From the listing below, return each line that includes "full".
## Start DATASET RECORDS
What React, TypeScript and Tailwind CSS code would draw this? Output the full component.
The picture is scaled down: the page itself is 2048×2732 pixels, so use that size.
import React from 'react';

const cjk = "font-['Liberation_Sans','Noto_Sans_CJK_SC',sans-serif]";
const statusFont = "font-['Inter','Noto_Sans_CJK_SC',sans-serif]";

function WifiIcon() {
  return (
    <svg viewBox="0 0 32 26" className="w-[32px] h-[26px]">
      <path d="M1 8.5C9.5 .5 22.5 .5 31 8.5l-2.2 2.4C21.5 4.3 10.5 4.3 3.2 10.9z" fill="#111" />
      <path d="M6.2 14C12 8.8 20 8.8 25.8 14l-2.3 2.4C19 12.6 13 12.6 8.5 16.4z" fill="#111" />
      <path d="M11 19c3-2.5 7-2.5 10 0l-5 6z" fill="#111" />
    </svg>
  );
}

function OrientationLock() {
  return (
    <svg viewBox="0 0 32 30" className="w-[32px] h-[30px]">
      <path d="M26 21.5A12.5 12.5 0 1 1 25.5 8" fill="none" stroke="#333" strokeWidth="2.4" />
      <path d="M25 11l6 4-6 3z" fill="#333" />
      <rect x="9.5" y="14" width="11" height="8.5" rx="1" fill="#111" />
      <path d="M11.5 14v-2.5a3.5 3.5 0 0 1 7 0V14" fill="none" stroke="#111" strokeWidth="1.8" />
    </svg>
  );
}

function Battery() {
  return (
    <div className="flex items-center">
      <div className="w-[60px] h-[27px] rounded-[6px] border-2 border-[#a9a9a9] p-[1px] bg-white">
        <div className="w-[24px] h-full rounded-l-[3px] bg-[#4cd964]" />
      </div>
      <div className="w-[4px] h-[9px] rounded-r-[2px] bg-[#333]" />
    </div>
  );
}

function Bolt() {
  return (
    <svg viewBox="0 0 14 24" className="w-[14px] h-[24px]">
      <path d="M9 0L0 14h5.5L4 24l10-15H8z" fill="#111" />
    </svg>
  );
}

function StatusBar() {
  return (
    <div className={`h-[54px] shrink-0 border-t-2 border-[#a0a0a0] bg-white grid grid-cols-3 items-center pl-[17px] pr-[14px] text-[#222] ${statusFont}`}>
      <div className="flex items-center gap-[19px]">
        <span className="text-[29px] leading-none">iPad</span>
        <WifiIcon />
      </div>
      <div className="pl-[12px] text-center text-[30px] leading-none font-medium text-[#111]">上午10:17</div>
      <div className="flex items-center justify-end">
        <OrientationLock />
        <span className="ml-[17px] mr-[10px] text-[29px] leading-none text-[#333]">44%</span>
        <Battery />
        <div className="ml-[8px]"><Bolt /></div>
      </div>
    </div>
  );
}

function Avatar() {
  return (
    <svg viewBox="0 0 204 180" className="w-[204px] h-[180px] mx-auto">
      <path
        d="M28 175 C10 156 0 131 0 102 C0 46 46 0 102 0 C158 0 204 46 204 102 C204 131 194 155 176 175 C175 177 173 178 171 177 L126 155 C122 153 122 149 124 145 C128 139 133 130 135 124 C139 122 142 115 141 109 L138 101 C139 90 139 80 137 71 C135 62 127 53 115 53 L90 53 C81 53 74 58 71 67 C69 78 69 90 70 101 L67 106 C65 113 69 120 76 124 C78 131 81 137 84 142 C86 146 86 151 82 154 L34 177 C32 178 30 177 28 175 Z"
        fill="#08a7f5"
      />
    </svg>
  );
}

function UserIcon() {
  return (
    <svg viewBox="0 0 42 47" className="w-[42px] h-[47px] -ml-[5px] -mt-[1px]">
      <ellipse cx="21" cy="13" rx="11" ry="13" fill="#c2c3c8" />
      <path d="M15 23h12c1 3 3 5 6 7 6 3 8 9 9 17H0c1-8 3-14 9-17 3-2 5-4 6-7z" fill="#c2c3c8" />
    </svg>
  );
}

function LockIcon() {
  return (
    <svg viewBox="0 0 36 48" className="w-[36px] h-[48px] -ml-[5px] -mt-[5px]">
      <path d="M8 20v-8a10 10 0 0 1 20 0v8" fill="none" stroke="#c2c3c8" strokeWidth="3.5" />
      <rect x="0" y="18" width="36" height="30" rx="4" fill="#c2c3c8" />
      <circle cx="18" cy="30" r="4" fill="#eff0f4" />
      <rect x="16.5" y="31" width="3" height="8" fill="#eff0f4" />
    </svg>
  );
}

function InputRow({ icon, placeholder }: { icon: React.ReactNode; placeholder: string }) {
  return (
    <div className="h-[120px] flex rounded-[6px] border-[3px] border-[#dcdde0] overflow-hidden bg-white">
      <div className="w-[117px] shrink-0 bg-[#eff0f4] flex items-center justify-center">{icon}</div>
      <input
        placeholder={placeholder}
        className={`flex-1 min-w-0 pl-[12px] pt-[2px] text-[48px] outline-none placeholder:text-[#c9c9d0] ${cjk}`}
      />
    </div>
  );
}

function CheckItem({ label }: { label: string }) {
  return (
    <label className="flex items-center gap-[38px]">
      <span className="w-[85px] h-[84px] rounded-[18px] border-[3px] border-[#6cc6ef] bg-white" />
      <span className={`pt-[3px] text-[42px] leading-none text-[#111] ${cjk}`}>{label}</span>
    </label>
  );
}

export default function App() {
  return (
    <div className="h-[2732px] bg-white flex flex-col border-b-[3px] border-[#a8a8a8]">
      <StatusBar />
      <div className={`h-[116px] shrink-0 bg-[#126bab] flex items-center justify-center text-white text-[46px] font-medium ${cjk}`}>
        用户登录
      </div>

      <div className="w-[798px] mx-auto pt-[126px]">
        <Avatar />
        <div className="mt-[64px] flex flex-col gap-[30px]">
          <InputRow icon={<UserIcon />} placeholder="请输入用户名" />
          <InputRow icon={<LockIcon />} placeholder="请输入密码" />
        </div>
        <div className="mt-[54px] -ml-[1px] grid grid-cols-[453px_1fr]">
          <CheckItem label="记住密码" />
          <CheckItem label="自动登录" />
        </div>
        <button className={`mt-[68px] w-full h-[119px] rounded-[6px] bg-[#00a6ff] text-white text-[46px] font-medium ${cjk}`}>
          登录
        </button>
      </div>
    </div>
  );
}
## End DATASET RECORDS
## Start DATASET RECORDS
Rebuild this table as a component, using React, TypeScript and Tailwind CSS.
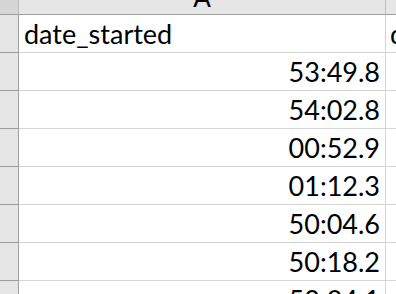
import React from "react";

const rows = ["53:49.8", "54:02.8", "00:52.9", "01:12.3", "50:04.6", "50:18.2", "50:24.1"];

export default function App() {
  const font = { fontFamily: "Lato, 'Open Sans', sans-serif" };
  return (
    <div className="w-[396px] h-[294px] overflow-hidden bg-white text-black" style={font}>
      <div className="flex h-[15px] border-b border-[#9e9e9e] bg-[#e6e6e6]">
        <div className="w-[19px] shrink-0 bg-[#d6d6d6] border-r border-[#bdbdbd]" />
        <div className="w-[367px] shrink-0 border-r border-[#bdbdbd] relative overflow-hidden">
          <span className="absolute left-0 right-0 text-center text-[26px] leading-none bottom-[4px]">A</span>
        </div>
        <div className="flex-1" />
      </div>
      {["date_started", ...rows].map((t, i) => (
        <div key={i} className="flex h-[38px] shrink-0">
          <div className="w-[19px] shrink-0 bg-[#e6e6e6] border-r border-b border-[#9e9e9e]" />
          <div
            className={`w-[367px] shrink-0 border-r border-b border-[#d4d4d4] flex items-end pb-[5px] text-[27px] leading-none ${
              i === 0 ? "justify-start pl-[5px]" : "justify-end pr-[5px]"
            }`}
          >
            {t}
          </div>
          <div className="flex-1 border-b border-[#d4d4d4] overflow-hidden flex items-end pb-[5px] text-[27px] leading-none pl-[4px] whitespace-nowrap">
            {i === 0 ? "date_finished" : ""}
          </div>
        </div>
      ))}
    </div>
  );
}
## End DATASET RECORDS
RESPONSE —
What React, TypeScript and Tailwind CSS code would draw this? Output the full component.
        <div className="w-[24px] h-full rounded-l-[3px] bg-[#4cd964]" />
        <button className={`mt-[68px] w-full h-[119px] rounded-[6px] bg-[#00a6ff] text-white text-[46px] font-medium ${cjk}`}>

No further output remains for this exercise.